>>

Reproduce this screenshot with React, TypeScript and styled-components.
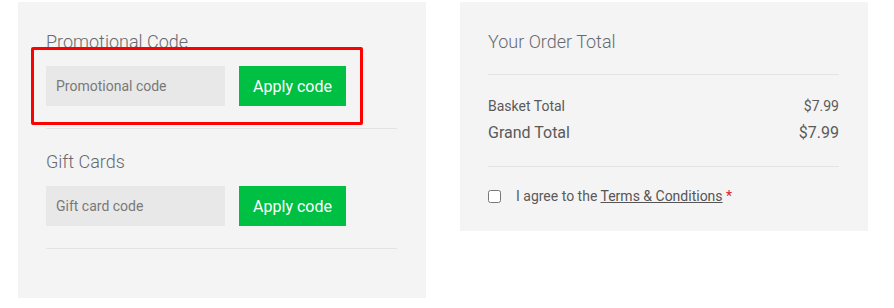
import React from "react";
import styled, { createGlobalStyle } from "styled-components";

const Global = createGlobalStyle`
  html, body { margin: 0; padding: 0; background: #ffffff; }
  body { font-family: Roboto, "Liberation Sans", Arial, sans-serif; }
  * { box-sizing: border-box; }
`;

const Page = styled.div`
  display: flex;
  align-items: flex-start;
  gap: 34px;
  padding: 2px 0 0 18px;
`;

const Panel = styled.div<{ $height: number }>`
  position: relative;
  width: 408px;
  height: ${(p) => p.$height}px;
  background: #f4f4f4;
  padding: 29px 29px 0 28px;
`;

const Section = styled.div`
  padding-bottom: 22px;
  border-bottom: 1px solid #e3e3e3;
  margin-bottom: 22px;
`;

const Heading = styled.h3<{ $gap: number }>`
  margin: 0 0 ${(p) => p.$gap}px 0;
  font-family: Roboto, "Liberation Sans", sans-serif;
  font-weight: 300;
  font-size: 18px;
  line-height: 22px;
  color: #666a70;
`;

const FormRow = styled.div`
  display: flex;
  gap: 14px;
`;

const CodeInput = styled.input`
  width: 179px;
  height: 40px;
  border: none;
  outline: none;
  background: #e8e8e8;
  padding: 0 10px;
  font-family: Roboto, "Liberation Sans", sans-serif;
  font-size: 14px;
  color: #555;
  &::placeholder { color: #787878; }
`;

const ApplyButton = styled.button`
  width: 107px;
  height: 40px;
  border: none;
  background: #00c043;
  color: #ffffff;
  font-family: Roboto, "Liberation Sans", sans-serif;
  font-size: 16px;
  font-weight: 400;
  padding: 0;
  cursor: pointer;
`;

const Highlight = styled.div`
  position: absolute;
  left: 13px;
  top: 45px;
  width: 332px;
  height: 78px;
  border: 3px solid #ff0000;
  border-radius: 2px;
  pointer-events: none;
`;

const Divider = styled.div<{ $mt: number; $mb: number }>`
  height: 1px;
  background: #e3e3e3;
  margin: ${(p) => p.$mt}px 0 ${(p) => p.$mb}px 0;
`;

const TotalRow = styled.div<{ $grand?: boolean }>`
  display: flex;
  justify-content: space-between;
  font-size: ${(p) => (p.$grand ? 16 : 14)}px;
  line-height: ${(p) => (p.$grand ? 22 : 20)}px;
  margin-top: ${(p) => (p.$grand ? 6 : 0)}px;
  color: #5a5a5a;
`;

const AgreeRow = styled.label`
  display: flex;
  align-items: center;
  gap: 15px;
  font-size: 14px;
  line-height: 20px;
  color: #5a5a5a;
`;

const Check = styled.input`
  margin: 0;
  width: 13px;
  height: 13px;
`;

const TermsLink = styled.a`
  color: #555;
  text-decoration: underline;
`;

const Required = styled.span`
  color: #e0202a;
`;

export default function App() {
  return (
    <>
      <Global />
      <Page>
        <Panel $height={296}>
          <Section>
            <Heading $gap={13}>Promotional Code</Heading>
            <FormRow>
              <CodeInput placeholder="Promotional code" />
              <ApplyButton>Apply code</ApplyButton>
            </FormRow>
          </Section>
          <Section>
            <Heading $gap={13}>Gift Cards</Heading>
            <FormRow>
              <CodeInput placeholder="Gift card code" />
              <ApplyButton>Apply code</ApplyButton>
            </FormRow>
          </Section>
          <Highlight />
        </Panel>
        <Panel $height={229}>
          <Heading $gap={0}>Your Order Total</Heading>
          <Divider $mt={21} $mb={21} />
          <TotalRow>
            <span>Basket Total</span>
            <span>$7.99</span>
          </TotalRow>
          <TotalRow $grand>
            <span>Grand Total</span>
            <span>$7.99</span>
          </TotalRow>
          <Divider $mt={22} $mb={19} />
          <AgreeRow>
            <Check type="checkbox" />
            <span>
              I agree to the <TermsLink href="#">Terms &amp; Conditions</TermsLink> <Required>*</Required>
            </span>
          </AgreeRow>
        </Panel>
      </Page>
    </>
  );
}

<<
>>

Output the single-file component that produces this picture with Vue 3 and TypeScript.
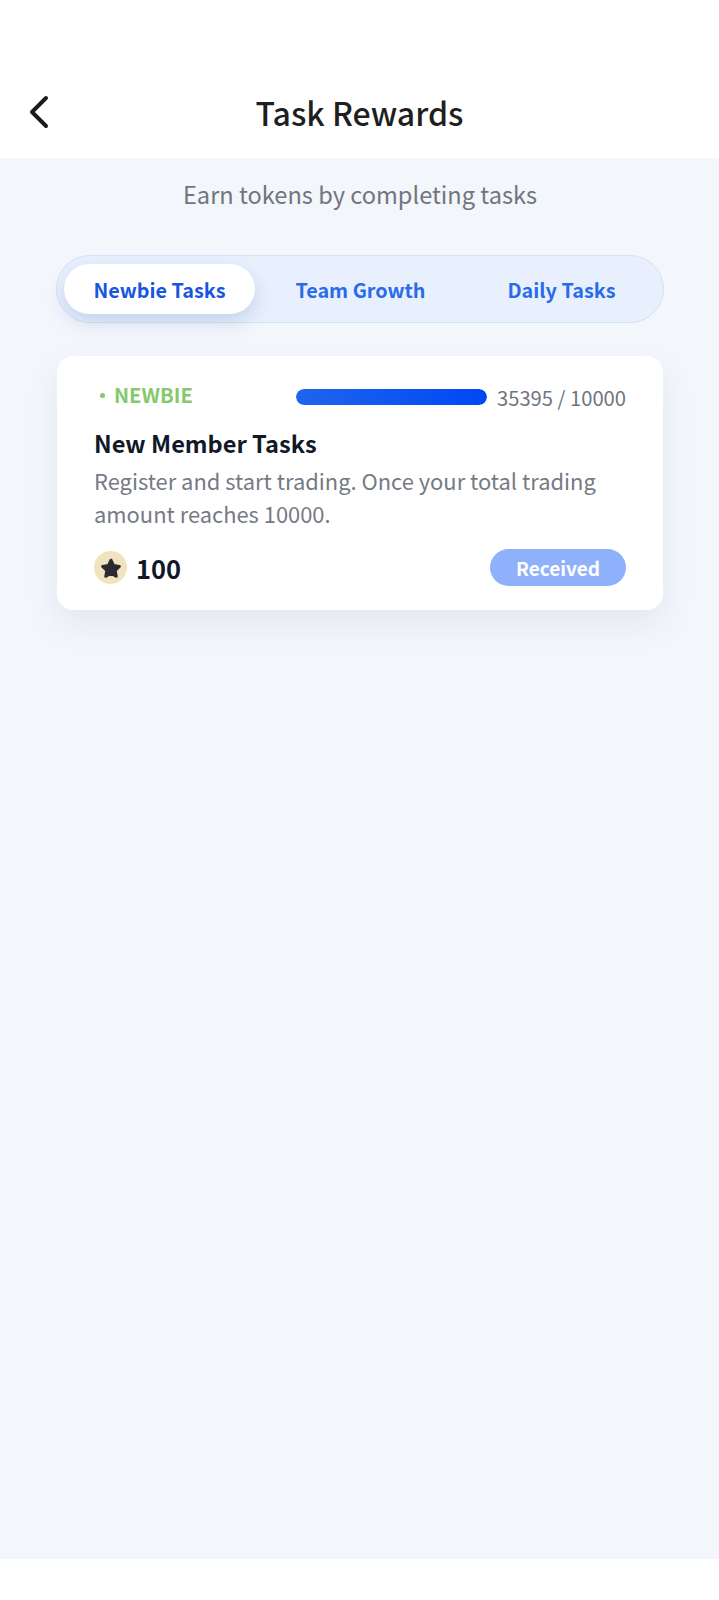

<<
>>

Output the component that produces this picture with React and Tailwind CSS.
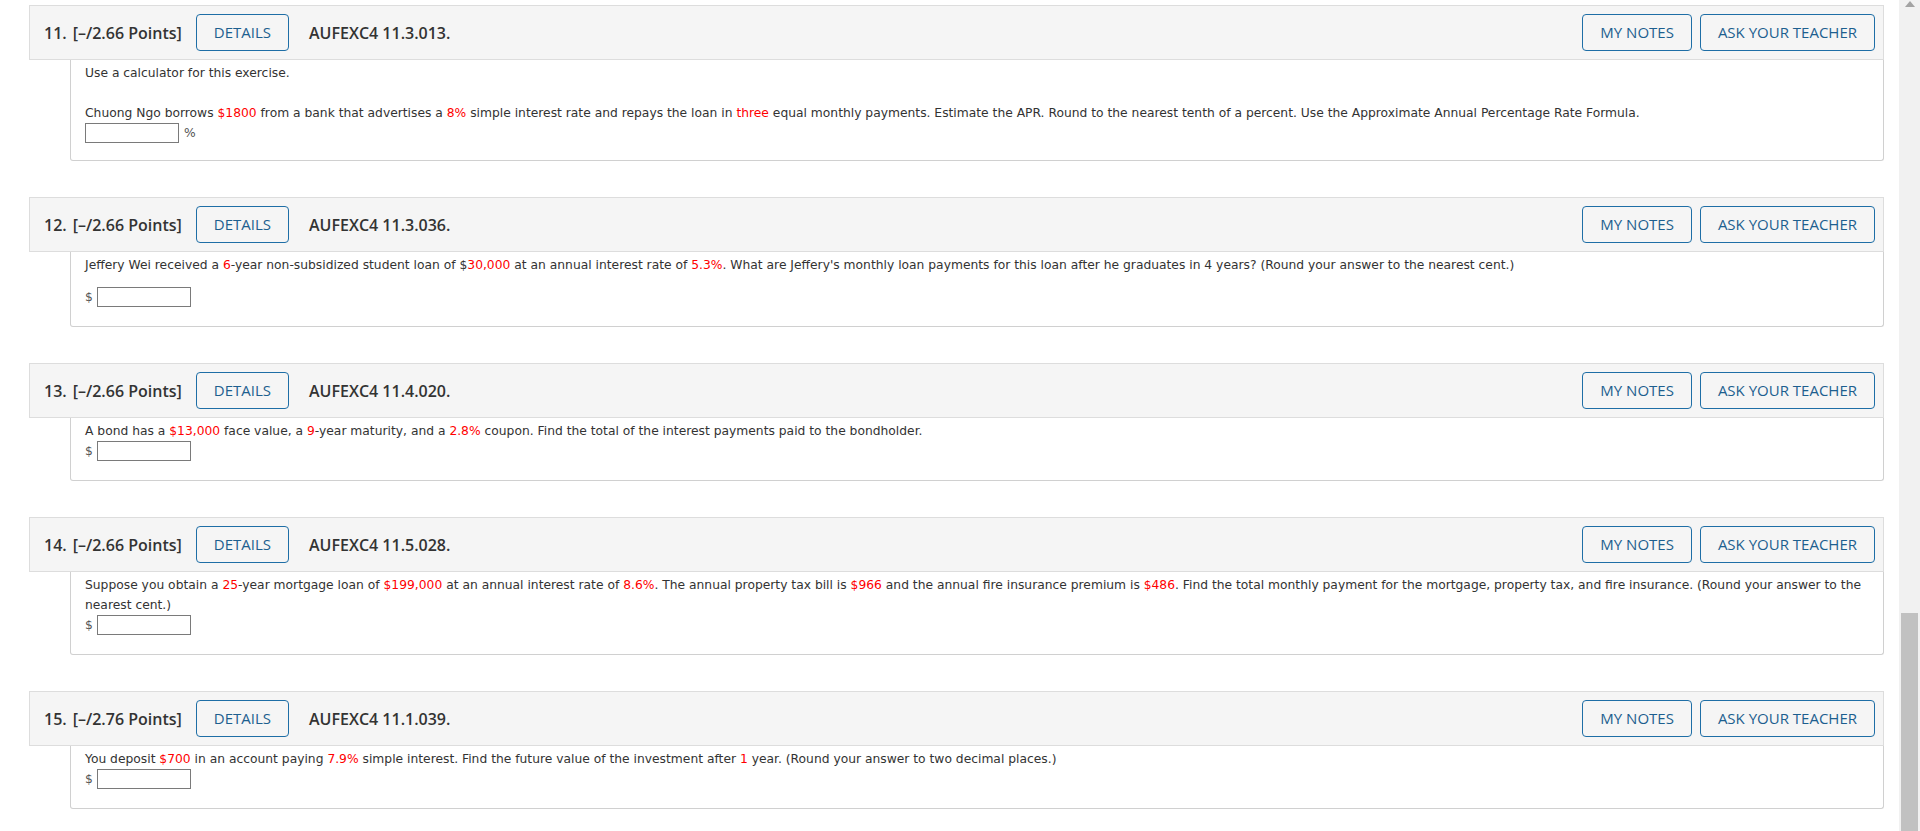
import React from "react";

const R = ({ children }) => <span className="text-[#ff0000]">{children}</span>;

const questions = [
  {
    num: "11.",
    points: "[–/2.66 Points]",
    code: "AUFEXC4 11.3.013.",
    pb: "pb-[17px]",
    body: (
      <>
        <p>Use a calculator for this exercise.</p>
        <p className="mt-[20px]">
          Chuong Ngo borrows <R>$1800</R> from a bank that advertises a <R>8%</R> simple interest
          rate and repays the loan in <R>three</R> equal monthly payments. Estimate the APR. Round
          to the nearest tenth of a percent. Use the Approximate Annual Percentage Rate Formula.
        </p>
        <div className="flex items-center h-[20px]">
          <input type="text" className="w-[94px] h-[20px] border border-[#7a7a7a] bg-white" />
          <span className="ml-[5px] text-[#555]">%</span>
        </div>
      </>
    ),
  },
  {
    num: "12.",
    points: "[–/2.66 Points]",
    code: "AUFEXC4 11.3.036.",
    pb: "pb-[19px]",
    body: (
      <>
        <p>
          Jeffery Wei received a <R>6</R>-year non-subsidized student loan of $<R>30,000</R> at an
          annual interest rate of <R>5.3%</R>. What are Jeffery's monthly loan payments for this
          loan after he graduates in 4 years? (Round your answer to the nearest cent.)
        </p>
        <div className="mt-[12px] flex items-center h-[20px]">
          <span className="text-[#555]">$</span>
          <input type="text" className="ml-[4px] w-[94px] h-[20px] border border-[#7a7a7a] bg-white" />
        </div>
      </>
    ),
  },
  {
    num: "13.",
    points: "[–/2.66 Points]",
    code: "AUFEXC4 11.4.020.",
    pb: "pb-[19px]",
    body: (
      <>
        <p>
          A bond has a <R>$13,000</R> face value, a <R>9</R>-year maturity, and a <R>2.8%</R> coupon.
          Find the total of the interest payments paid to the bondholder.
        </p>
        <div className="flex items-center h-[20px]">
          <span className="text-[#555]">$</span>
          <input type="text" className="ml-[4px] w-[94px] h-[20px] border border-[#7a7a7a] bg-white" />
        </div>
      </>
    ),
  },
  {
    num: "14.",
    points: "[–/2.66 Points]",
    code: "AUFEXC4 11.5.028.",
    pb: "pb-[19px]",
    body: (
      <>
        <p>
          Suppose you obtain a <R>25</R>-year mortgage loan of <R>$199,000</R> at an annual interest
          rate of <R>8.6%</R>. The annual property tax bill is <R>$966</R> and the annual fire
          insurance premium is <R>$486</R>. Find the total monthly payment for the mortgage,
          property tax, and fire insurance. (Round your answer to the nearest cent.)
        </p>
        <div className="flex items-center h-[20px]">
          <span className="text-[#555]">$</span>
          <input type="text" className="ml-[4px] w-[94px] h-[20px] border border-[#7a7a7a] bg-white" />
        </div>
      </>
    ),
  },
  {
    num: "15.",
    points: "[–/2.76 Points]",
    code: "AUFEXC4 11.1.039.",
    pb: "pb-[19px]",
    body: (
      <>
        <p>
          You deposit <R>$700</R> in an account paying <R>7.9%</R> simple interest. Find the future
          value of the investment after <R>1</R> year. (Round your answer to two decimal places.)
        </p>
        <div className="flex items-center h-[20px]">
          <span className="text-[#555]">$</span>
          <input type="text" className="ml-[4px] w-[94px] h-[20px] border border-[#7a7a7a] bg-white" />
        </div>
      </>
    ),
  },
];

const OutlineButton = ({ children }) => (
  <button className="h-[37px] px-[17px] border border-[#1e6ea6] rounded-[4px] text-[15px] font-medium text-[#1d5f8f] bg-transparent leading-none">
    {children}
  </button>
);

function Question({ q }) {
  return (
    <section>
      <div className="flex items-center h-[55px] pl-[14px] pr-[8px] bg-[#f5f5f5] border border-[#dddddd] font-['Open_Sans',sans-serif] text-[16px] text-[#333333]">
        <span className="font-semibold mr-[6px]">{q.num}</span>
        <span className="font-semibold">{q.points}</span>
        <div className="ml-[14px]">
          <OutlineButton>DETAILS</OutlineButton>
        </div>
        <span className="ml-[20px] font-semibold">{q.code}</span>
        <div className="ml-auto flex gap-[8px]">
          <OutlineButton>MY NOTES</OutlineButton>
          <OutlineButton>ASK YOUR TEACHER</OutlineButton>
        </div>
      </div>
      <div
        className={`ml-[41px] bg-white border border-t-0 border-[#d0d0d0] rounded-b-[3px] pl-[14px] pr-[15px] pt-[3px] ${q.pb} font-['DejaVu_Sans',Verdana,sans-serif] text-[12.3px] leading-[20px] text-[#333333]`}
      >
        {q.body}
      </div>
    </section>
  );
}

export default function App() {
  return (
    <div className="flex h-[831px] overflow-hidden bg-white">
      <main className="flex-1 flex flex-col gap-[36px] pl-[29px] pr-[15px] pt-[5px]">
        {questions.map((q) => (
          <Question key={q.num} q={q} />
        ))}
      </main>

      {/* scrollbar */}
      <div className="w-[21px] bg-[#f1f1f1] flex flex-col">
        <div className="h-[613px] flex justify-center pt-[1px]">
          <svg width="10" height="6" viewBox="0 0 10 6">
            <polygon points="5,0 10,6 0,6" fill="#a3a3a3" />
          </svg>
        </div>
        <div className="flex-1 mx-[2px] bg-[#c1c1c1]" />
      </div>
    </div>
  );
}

<<

PROBLEM: In the entries above, locate every line with the word "that" and copy it.

TASK OUTPUT:
Output the single-file component that produces this picture with Vue 3 and TypeScript.
Output the component that produces this picture with React and Tailwind CSS.
          Chuong Ngo borrows <R>$1800</R> from a bank that advertises a <R>8%</R> simple interest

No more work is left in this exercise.